A combine machine harvests corn in a field in Minooka, Illinois
The fall in prices is proving a boon for hedge funds, who have been raising their bets on price falls © Reuters

The price of corn has tumbled to a three-year low as supplies from the US and Brazil surge while demand stagnates, helping to cool food price inflation but heaping pressure on farmers who had been expecting high prices to last.

Corn, which is used predominantly for animal feed and to produce ethanol, has been trading below $4.50 a bushel in Chicago in recent days, its lowest level since December 2020. It had been trading above $8 a bushel in May last year.

The fall in prices, which has come after US farmers expanded their crop acreage last year in response to high prices, just as demand was dropping off, is proving a boon for hedge funds, who have been raising their bets on price falls.

“Supplies have risen dramatically as a result of that higher acreage but demand has stayed sluggish,” said Michael Magdovitz, senior commodity analyst at Rabobank. This had thrown a “wet blanket” on corn, he added.

The price fall comes as other key agricultural commodities such as wheat drop from last year’s highs, in a reversal of price trends that had sharply pushed up food costs for consumers. Cheaper animal feed tends to lead to lower costs for meat and dairy producers and cheaper products for consumers.

Russia’s invasion of Ukraine, one of the world’s largest grain exporters, sent prices of corn and other cereals soaring last year. Drought in parts of South America as a result of the La Niña weather phenomenon also hampered grain harvests, supporting the market. 

In response to rising prices, demand for corn fell last year for the first time in a decade — contracting nearly 3 per cent between 2022 and 2023.

At the same time, farmers were trying to cash in on the high market price by planting more corn.
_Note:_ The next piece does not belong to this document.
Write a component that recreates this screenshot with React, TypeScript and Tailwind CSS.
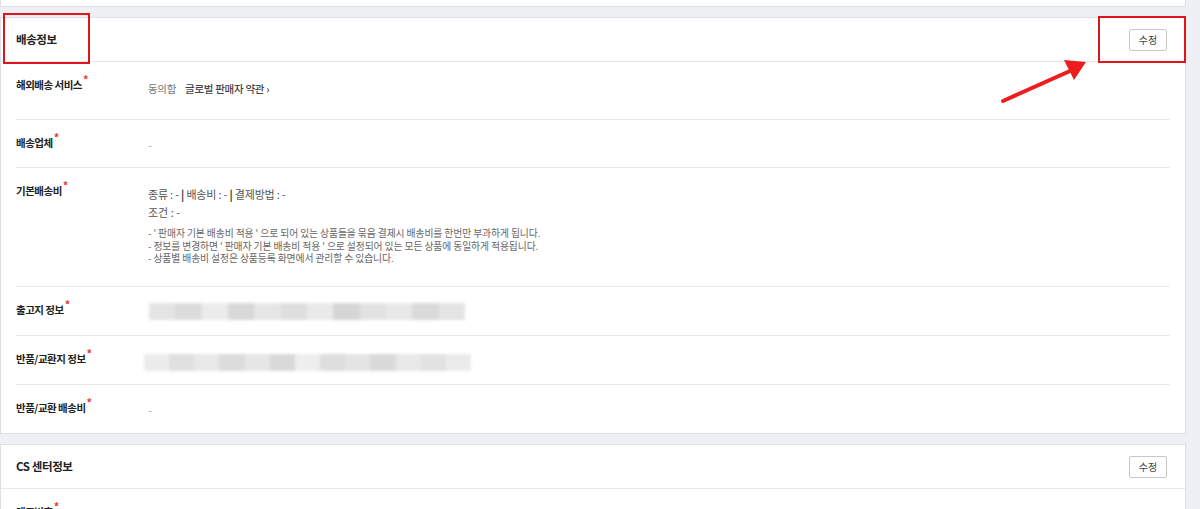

Earlier this month a US government forecast on agricultural commodities output showed an extra 6mn acres had been planted in the Midwest’s corn belt — which includes states such as Missouri and Kentucky — while yields were higher than anticipated.

The resulting surge in supply and the fall in demand have pushed prices down this year and left many farmers facing losses.

“The average farmer in America is under water if he sells corn today,” said Magdovitz, adding that prices are below input costs.

Line chart of Chicago future prices, US cents per bushel  showing Corn has fallen to three-year lows

Supplies have also increased as Ukraine has resumed exports of grain through its Black Sea ports, which were stymied after Russia pulled out of a UN-brokered deal in July. This has given big importers, especially China, an alternative source of the grain, according to Argus AgriMarkets, a price reporting and analysis service.

Ample supplies have been met with flat demand. Producers of animal feed, who buy much of the world’s corn, have seen their market curtailed as cattle ranchers in the US have had to cut their herds after years of drought. China could also be forced to trim its hog herd amid sluggish economic growth, according to analysts. 

Producers of compound animal feed — made from a blend of ingredients — also have more options due to the falling wheat price. While the variety of corn used for animal feed is not typically eaten by humans, wheat is used for both but primarily for humans, meaning it trades at a premium. Prices of the grain have fallen recently, bringing it down nearer the price of corn. That makes it more appealing for feed producers in Asia and Europe, where it is popular among farmers.

Hedge funds have been increasing their short positions — bets on falling prices — and trimming their long positions as prices have fallen. Their net short position has now risen to the highest level since June 2020, according to the latest figures from CME, the world’s largest futures exchange.

The number of speculative traders buying options on corn has also increased, according to Tristan Fletcher, chief executive of ChAI, a commodity price forecaster that uses artificial intelligence. This is “a strong bearish signal” in the short term, he said.

La Niña has given way to El Niño and drought and intense heat have delayed soyabean planting in the central-west part of Brazil. This will have a knock-on effect on the winter corn crop as farmers cannot sow all their corn until the soy harvest is finished, according to Argus.

Farmers facing losses could also crimp future supplies. Corn producers in Brazil were refusing to sell at current prices, said Argus.

Their US counterparts meanwhile were set to ditch corn in favour of more profitable crops, such as soy, said Magdovitz. “Farmers planted with abandon and now they are abandoning corn.”